## EXERCISE AIM
Transcribe the lines below verbatim, skipping the images.

## SOURCE EXCERPT
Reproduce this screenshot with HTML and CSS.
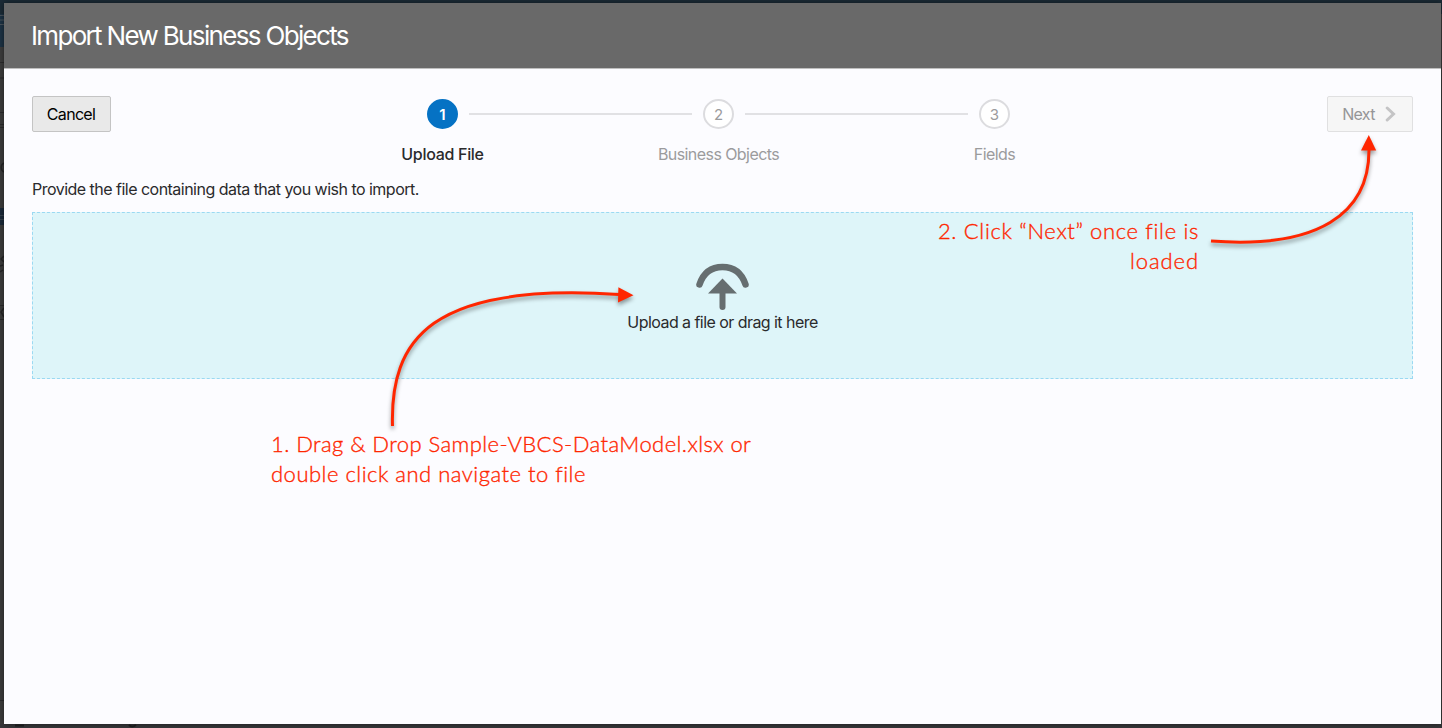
FILE: index.html
```html
<!DOCTYPE html>
<html lang="en">
<head>
<meta charset="utf-8">
<title>Import New Business Objects</title>
<link rel="stylesheet" href="styles.css">
</head>
<body>
<div class="page">
  <svg class="backdrop" width="1442" height="728" viewBox="0 0 1442 728" aria-hidden="true">
    <rect width="1442" height="728" fill="#3d3d3d"/>
    <rect y="724" width="1442" height="4" fill="#37373a"/>
    <rect width="1442" height="14" fill="#1b2b36"/>
    <rect y="14" width="4" height="33" fill="#1d3345"/>
    <path d="M0 15.500h4M0 20h4M0 24.500h4" stroke="#48525a"/>
    <path d="M0 62.500h4M0 78h4M0 112.500h4M0 124.500h4M0 127.500h4M0 305.500h4M0 319.500h4M0 700.500h4" stroke="#2b2b2c"/>
    <path d="M4 163a5 5 0 0 0 0 9M4 256l-3 3 3 3M0 266l3-1M0 272l3-2M4 308l-3 4 3 5" stroke="#252526" fill="none" stroke-width="1.500"/>
    <rect y="208" width="4" height="17" fill="#1b2a3a"/>
    <path d="M0 215.500h4M0 219.500h4" stroke="#36424d"/>
    <path d="M15 725.500h9M129 725q3 3 7 0" stroke="#1f1f20" stroke-width="2" fill="none"/>
  </svg>
  <main class="dialog">
    <header class="dialog-header"><h1 class="dialog-title">Import New Business Objects</h1></header>
    <div class="dialog-body">
      <div class="toolbar">
        <button class="button cancel">Cancel</button>
        <ol class="train">
          <li class="step current"><span class="dot">1</span><span class="label">Upload File</span></li>
          <li class="step"><span class="dot">2</span><span class="label">Business Objects</span></li>
          <li class="step"><span class="dot">3</span><span class="label">Fields</span></li>
        </ol>
        <button class="button next" disabled><span>Next</span>
          <svg width="12" height="16" viewBox="0 0 12 16"><path d="M2.200 2l6.300 6-6.300 6" fill="none" stroke="#c4c4c5" stroke-width="3" stroke-linecap="round" stroke-linejoin="miter"/></svg>
        </button>
      </div>
      <p class="hint">Provide the file containing data that you wish to import.</p>
      <div class="dropzone">
        <svg class="upload-icon" width="54" height="48" viewBox="0 0 54 48">
          <path d="M3.500 21.500C7.500 9.500 15.500 4 26.500 4s19 5.500 23 17.500" fill="none" stroke="#666e70" stroke-width="6.500" stroke-linecap="round"/>
          <path d="M26.500 15.500L41 30.500h-29z" fill="#666e70"/>
          <path d="M26.500 28v16" stroke="#666e70" stroke-width="6" stroke-linecap="round"/>
        </svg>
        <span class="drop-label">Upload a file or drag it here</span>
      </div>
    </div>
  </main>
  <svg class="arrows" width="1442" height="728" viewBox="0 0 1442 728" aria-hidden="true">
    <path d="M392.500 426C390 340 430 282 619 294.500" fill="none" stroke="#ff2600" stroke-width="3"/>
    <path d="M633.500 295.200L618.400 287.200 618 302.400z" fill="#ff2600"/>
    <path d="M1211 241C1318 249 1369 214 1369 150" fill="none" stroke="#ff2600" stroke-width="3"/>
    <path d="M1368.800 135L1361 150.500h15.200z" fill="#ff2600"/>
  </svg>
  <p class="note note-drop"><span class="line-a">1. Drag &amp; Drop Sample-VBCS-DataModel.xlsx or</span><br><span class="line-b">double click and navigate to file</span></p>
  <p class="note note-next"><span class="line-c">2. Click “Next” once file is</span><br><span class="line-d">loaded</span></p>
</div>
</body>
</html>
```
FILE: styles.css
```css
* { box-sizing: border-box; }
body { margin: 0; font-family: Inter, sans-serif; font-size: 16px; color: #2a2a2c; }
.page { position: relative; width: 1442px; height: 728px; overflow: hidden; padding: 3px 1px 4px 4px; }
.backdrop, .arrows { position: absolute; left: 0; top: 0; }
.arrows { filter: drop-shadow(0 3px 2px rgba(0, 0, 0, .4)); }
.dialog { position: relative; height: 721px; background: #fcfcff; box-shadow: 0 0 6px rgba(0, 0, 0, .5); }
.dialog-header { height: 66px; background: #696969; border-bottom: 1px solid #bfbfbf; padding: 0 27px; display: flex; align-items: center; }
.dialog-title { margin: 0; font-size: 26px; font-weight: 400; letter-spacing: -1.670px; color: #fff; white-space: nowrap; }
.dialog-body { padding: 27px 28px 0; }
.toolbar { display: flex; justify-content: space-between; align-items: flex-start; height: 82px; }
.button { height: 36px; border: 1px solid #c4c4c4; border-radius: 2px; background: #e9e9e9; color: #000; font: 400 16px Inter, sans-serif; padding: 0 1px 0 0; display: flex; align-items: center; justify-content: center; letter-spacing: -.700px; }
.cancel { width: 79px; }
.next { width: 86px; gap: 10px; background: #f6f6f6; border-color: #e0e0e1; color: #959597; }
.train { display: flex; list-style: none; margin: 3px 0 0 -1px; padding: 0; }
.step { position: relative; width: 276px; display: flex; flex-direction: column; align-items: center; color: #9b9b9d; }
.step + .step::before { content: ""; position: absolute; left: -112px; top: 14px; width: 223px; height: 2px; background: #e1e1e4; }
.dot { width: 31px; height: 30px; border: 2px solid #dcdcdf; border-radius: 50%; background: #fff; font-size: 15px; display: flex; align-items: center; justify-content: center; padding-top: 1px; }
.label { margin-top: 15px; line-height: 20px; letter-spacing: -.570px; white-space: nowrap; }
.current { color: #2a2a2c; font-weight: 500; }
.current .label { letter-spacing: -.3px; }
.current .dot { background: #0572c4; border-color: #0572c4; color: #fff; font-weight: 600; }
.hint { margin: 0; height: 34px; line-height: 22px; letter-spacing: -.520px; white-space: nowrap; }
.dropzone { height: 167px; border: 1px dashed #9bd9f2; background: #def5f9; display: flex; flex-direction: column; align-items: center; padding-top: 50px; }
.upload-icon { display: block; }
.drop-label { line-height: 20px; margin-top: 1px; letter-spacing: -.550px; white-space: nowrap; }
.note { position: absolute; margin: 0; font: 300 22px/30px Lato, sans-serif; color: #ff2600; -webkit-text-stroke: .35px #ff2600; white-space: nowrap; }
.note-drop { left: 271px; top: 429px; }
.note-next { right: 243px; top: 216px; text-align: right; }
.line-a { letter-spacing: .430px; }
.line-b { letter-spacing: .5px; }
.line-c { letter-spacing: .670px; }
.line-d { letter-spacing: .9px; }
```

## THE ANSWER
Reproduce this screenshot with HTML and CSS.
FILE: index.html
```html
<!DOCTYPE html>
<html lang="en">
<head>
<meta charset="utf-8">
<title>Import New Business Objects</title>
<link rel="stylesheet" href="styles.css">
</head>
<body>
<div class="page">
  <svg class="backdrop" width="1442" height="728" viewBox="0 0 1442 728" aria-hidden="true">
    <rect width="1442" height="728" fill="#3d3d3d"/>
    <rect y="724" width="1442" height="4" fill="#37373a"/>
    <rect width="1442" height="14" fill="#1b2b36"/>
    <rect y="14" width="4" height="33" fill="#1d3345"/>
    <path d="M0 15.500h4M0 20h4M0 24.500h4" stroke="#48525a"/>
    <path d="M0 62.500h4M0 78h4M0 112.500h4M0 124.500h4M0 127.500h4M0 305.500h4M0 319.500h4M0 700.500h4" stroke="#2b2b2c"/>
    <path d="M4 163a5 5 0 0 0 0 9M4 256l-3 3 3 3M0 266l3-1M0 272l3-2M4 308l-3 4 3 5" stroke="#252526" fill="none" stroke-width="1.500"/>
    <rect y="208" width="4" height="17" fill="#1b2a3a"/>
    <path d="M0 215.500h4M0 219.500h4" stroke="#36424d"/>
    <path d="M15 725.500h9M129 725q3 3 7 0" stroke="#1f1f20" stroke-width="2" fill="none"/>
  </svg>
  <main class="dialog">
    <header class="dialog-header"><h1 class="dialog-title">Import New Business Objects</h1></header>
    <div class="dialog-body">
      <div class="toolbar">
        <button class="button cancel">Cancel</button>
        <ol class="train">
          <li class="step current"><span class="dot">1</span><span class="label">Upload File</span></li>
          <li class="step"><span class="dot">2</span><span class="label">Business Objects</span></li>
          <li class="step"><span class="dot">3</span><span class="label">Fields</span></li>
        </ol>
        <button class="button next" disabled><span>Next</span>
          <svg width="12" height="16" viewBox="0 0 12 16"><path d="M2.200 2l6.300 6-6.300 6" fill="none" stroke="#c4c4c5" stroke-width="3" stroke-linecap="round" stroke-linejoin="miter"/></svg>
        </button>
      </div>
      <p class="hint">Provide the file containing data that you wish to import.</p>
      <div class="dropzone">
        <svg class="upload-icon" width="54" height="48" viewBox="0 0 54 48">
          <path d="M3.500 21.500C7.500 9.500 15.500 4 26.500 4s19 5.500 23 17.500" fill="none" stroke="#666e70" stroke-width="6.500" stroke-linecap="round"/>
          <path d="M26.500 15.500L41 30.500h-29z" fill="#666e70"/>
          <path d="M26.500 28v16" stroke="#666e70" stroke-width="6" stroke-linecap="round"/>
        </svg>
        <span class="drop-label">Upload a file or drag it here</span>
      </div>
    </div>
  </main>
  <svg class="arrows" width="1442" height="728" viewBox="0 0 1442 728" aria-hidden="true">
    <path d="M392.500 426C390 340 430 282 619 294.500" fill="none" stroke="#ff2600" stroke-width="3"/>
    <path d="M633.500 295.200L618.400 287.200 618 302.400z" fill="#ff2600"/>
    <path d="M1211 241C1318 249 1369 214 1369 150" fill="none" stroke="#ff2600" stroke-width="3"/>
    <path d="M1368.800 135L1361 150.500h15.200z" fill="#ff2600"/>
  </svg>
  <p class="note note-drop"><span class="line-a">1. Drag &amp; Drop Sample-VBCS-DataModel.xlsx or</span><br><span class="line-b">double click and navigate to file</span></p>
  <p class="note note-next"><span class="line-c">2. Click “Next” once file is</span><br><span class="line-d">loaded</span></p>
</div>
</body>
</html>
```
FILE: styles.css
```css
* { box-sizing: border-box; }
body { margin: 0; font-family: Inter, sans-serif; font-size: 16px; color: #2a2a2c; }
.page { position: relative; width: 1442px; height: 728px; overflow: hidden; padding: 3px 1px 4px 4px; }
.backdrop, .arrows { position: absolute; left: 0; top: 0; }
.arrows { filter: drop-shadow(0 3px 2px rgba(0, 0, 0, .4)); }
.dialog { position: relative; height: 721px; background: #fcfcff; box-shadow: 0 0 6px rgba(0, 0, 0, .5); }
.dialog-header { height: 66px; background: #696969; border-bottom: 1px solid #bfbfbf; padding: 0 27px; display: flex; align-items: center; }
.dialog-title { margin: 0; font-size: 26px; font-weight: 400; letter-spacing: -1.670px; color: #fff; white-space: nowrap; }
.dialog-body { padding: 27px 28px 0; }
.toolbar { display: flex; justify-content: space-between; align-items: flex-start; height: 82px; }
.button { height: 36px; border: 1px solid #c4c4c4; border-radius: 2px; background: #e9e9e9; color: #000; font: 400 16px Inter, sans-serif; padding: 0 1px 0 0; display: flex; align-items: center; justify-content: center; letter-spacing: -.700px; }
.cancel { width: 79px; }
.next { width: 86px; gap: 10px; background: #f6f6f6; border-color: #e0e0e1; color: #959597; }
.train { display: flex; list-style: none; margin: 3px 0 0 -1px; padding: 0; }
.step { position: relative; width: 276px; display: flex; flex-direction: column; align-items: center; color: #9b9b9d; }
.step + .step::before { content: ""; position: absolute; left: -112px; top: 14px; width: 223px; height: 2px; background: #e1e1e4; }
.dot { width: 31px; height: 30px; border: 2px solid #dcdcdf; border-radius: 50%; background: #fff; font-size: 15px; display: flex; align-items: center; justify-content: center; padding-top: 1px; }
.label { margin-top: 15px; line-height: 20px; letter-spacing: -.570px; white-space: nowrap; }
.current { color: #2a2a2c; font-weight: 500; }
.current .label { letter-spacing: -.3px; }
.current .dot { background: #0572c4; border-color: #0572c4; color: #fff; font-weight: 600; }
.hint { margin: 0; height: 34px; line-height: 22px; letter-spacing: -.520px; white-space: nowrap; }
.dropzone { height: 167px; border: 1px dashed #9bd9f2; background: #def5f9; display: flex; flex-direction: column; align-items: center; padding-top: 50px; }
.upload-icon { display: block; }
.drop-label { line-height: 20px; margin-top: 1px; letter-spacing: -.550px; white-space: nowrap; }
.note { position: absolute; margin: 0; font: 300 22px/30px Lato, sans-serif; color: #ff2600; -webkit-text-stroke: .35px #ff2600; white-space: nowrap; }
.note-drop { left: 271px; top: 429px; }
.note-next { right: 243px; top: 216px; text-align: right; }
.line-a { letter-spacing: .430px; }
.line-b { letter-spacing: .5px; }
.line-c { letter-spacing: .670px; }
.line-d { letter-spacing: .9px; }
```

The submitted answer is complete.